Question

Two radioactive samples A andf B have half lives T1 and T2 (T1>T2)respectively. At t=0,the activity of B was twice the activity of A.Their activity will becomes equal after time

Answer 1

Answer:

Let decay constant be a and b respectively .

$a = \frac{ ln(2) }{t_1} \: \: and \: \: b = \frac{ ln(2) }{t_2}$

After time t both are equal

$x {e}^{ - at} = 2x {e}^{ - bt} \\ \\ - at = ( ln(2) - bt) \\ \\ (b - a)t = ln(2) \\ \\ t = \frac{ ln(2) }{b - a}$

Substitute values of a & b

$t = \frac{ ln(2) }{ \frac{ ln(2) }{t_2} - \frac{ ln(2) }{t_1} } \\\\t= \frac{t_1t_2}{t_1 - t_2}$

Answer 2

Given that,

Half lives of sample A = T₁

Half lives of sample B = T₂

At t=0,the activity of B was twice the activity of A.        

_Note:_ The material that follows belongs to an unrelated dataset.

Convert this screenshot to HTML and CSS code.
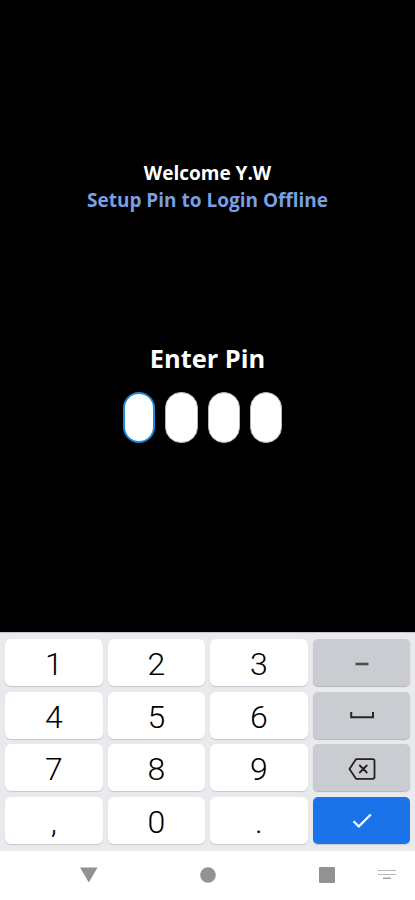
FILE: index.html
```html
<!DOCTYPE html>
<html lang="en">
<head>
    <meta charset="UTF-8">
    <meta name="viewport" content="width=device-width, initial-scale=1.0">
    <title>Setup Pin</title>
    <link rel="stylesheet" href="styles.css">
</head>
<body>
    <div class="screen">
        <div class="content">
            <div class="welcome">Welcome Y.W</div>
            <div class="subtitle">Setup Pin to Login Offline</div>
            <h1>Enter Pin</h1>
            <div class="pins">
                <div class="pin active"></div>
                <div class="pin"></div>
                <div class="pin"></div>
                <div class="pin"></div>
            </div>
        </div>
        <div class="keyboard">
            <button>1</button>
            <button>2</button>
            <button>3</button>
            <button class="gray">
                <svg width="28" height="24" viewBox="0 0 28 24"><path d="M7.5 12h13" stroke="#4b4c50" stroke-width="2.6"/></svg>
            </button>
            <button>4</button>
            <button>5</button>
            <button>6</button>
            <button class="gray">
                <svg width="28" height="24" viewBox="0 0 28 24" fill="none"><path d="M3.2 8v5.2h21.8v-5.2" stroke="#26272b" stroke-width="2"/></svg>
            </button>
            <button>7</button>
            <button>8</button>
            <button>9</button>
            <button class="gray">
                <svg width="28" height="24" viewBox="0 0 28 24" fill="none" stroke="#202124" stroke-width="1.8" stroke-linejoin="round"><path d="M8 2.2h16.8q1.700 0 1.700 1.700v16.200q0 1.700-1.700 1.700h-16.800l-6.500-9.800zM11.300 8l8 8M19.300 8l-8 8"/></svg>
            </button>
            <button>,</button>
            <button>0</button>
            <button>.</button>
            <button class="blue">
                <svg width="28" height="24" viewBox="0 0 28 24" fill="none"><path d="M5.500 12.300l5.300 5.200 12-12" stroke="#fff" stroke-width="2.300"/></svg>
            </button>
        </div>
        <div class="navbar">
            <svg width="18" height="16" viewBox="0 0 18 16" fill="#929292"><path d="M0 0.500h17.500l-8.700 15z"/></svg>
            <svg width="16" height="16" viewBox="0 0 16 16" fill="#929292"><circle cx="8" cy="8" r="7.800"/></svg>
            <svg width="16" height="16" viewBox="0 0 16 16" fill="#929292"><rect width="16" height="16" rx="1"/></svg>
            <svg width="18" height="11" viewBox="0 0 18 11" stroke="#a0a0a0" fill="none"><path d="M0 1.500h18" stroke-width="1.200" stroke-dasharray="2 .6"/><path d="M0 5.500h18" stroke-width="1.200" stroke-dasharray="2 .6"/><path d="M5 9.300h8" stroke-width="1.500"/></svg>
        </div>
    </div>
</body>
</html>
```
FILE: styles.css
```css
body {
    margin: 0;
    background-color: #000;
    font-family: "Open Sans", sans-serif;
}
.screen {
    display: flex;
    flex-direction: column;
    width: 415px;
    height: 900px;
    overflow: hidden;
}
.content {
    flex: 1;
    padding-top: 160px;
    text-align: center;
    font-weight: bold;
    color: #fff;
}
.welcome,
.subtitle {
    font-size: 19px;
    line-height: 27px;
}
.subtitle {
    color: #7a9fe0;
}
h1 {
    margin: 126px 0 0;
    font-size: 25.4px;
    line-height: 36px;
}
.pins {
    display: flex;
    gap: 10px;
    margin: 15.500px 0 0 123px;
}
.pin {
    box-sizing: border-box;
    width: 32.3px;
    height: 51px;
    background-color: #fff;
    border: 1px solid #b5b5b5;
    border-radius: 16px;
}
.pin.active {
    border: 2px solid #1d87d8;
}
.keyboard {
    box-sizing: border-box;
    display: grid;
    grid-template-columns: repeat(4, 1fr);
    grid-template-rows: repeat(4, 1fr);
    gap: 5.500px 5px;
    height: 219px;
    padding: 6px 5px 7px;
    background-color: #e8eaed;
    border-top: 1px solid #c4c6c9;
}
button {
    display: flex;
    align-items: center;
    justify-content: center;
    padding: 3px 0 0;
    font-family: Roboto, sans-serif;
    font-size: 32px;
    font-weight: 300;
    line-height: 36px;
    color: #000;
    background-color: #fff;
    border: none;
    border-radius: 6px;
    box-shadow: 0 1px 1px #c6c8cc;
}
.gray,
.blue {
    padding: 2px 0 0 1px;
    border-radius: 5px;
}
.gray {
    background-color: #cbccd2;
    box-shadow: 0 1px 1px #b4b5b9;
}
.blue {
    background-color: #1a73e8;
}
.navbar {
    box-sizing: border-box;
    display: flex;
    align-items: center;
    height: 49px;
    padding: 0 19px 2px 80px;
    background-color: #fff;
}
.navbar svg:nth-child(2) {
    margin-left: 102px;
}
.navbar svg:nth-child(3) {
    margin-left: 103px;
}
.navbar svg:nth-child(4) {
    margin-left: 43px;
}
```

Consider initial activity of nuclei A and b be A₀ and 2A₀ respectively at a time t their activity is

For A,

$A_{A}=A_{0}e^{-\lambda t}$.....(I)

For B,

$A_{B}=2A_{A}$

$A_{B} = 2A_{0}e^{-\lambda t}$.....(II)

We need to calculate the activity after time

From equation (I) by equation (II)

$A_{A}=A_{B}$

$A_{0}e^{-\lambda_{A} t}=2A_{0}e^{-\lambda_{B} t}$

$2=\dfrac{A_{0}e^{-\lambda_{A} t}}{A_{0}e^{-\lambda_{B} t}}$

$2=\dfrac{e^{\lambda_{A} t}}{e^{\lambda_{B} t}}$

$2=e^{-\lambda_{A} t}+{\lambda_{B} t}$

$2=e^{t(\lambda_{B}-\lambda_{A})}$

Taking log on both side

$ln 2=(\lambda_{B}-\lambda_{A})t$

Put the value into the formula

$0.693=(\dfrac{0.693}{T_{2}}-\dfrac{0.693}{T_{1}})t$

$t=\dfrac{T_{2}T_{1}}{T_{1}-T_{2}}$

Hence, Their activity will becomes equal after time is $\dfrac{T_{2}T_{1}}{T_{1}-T_{2}}$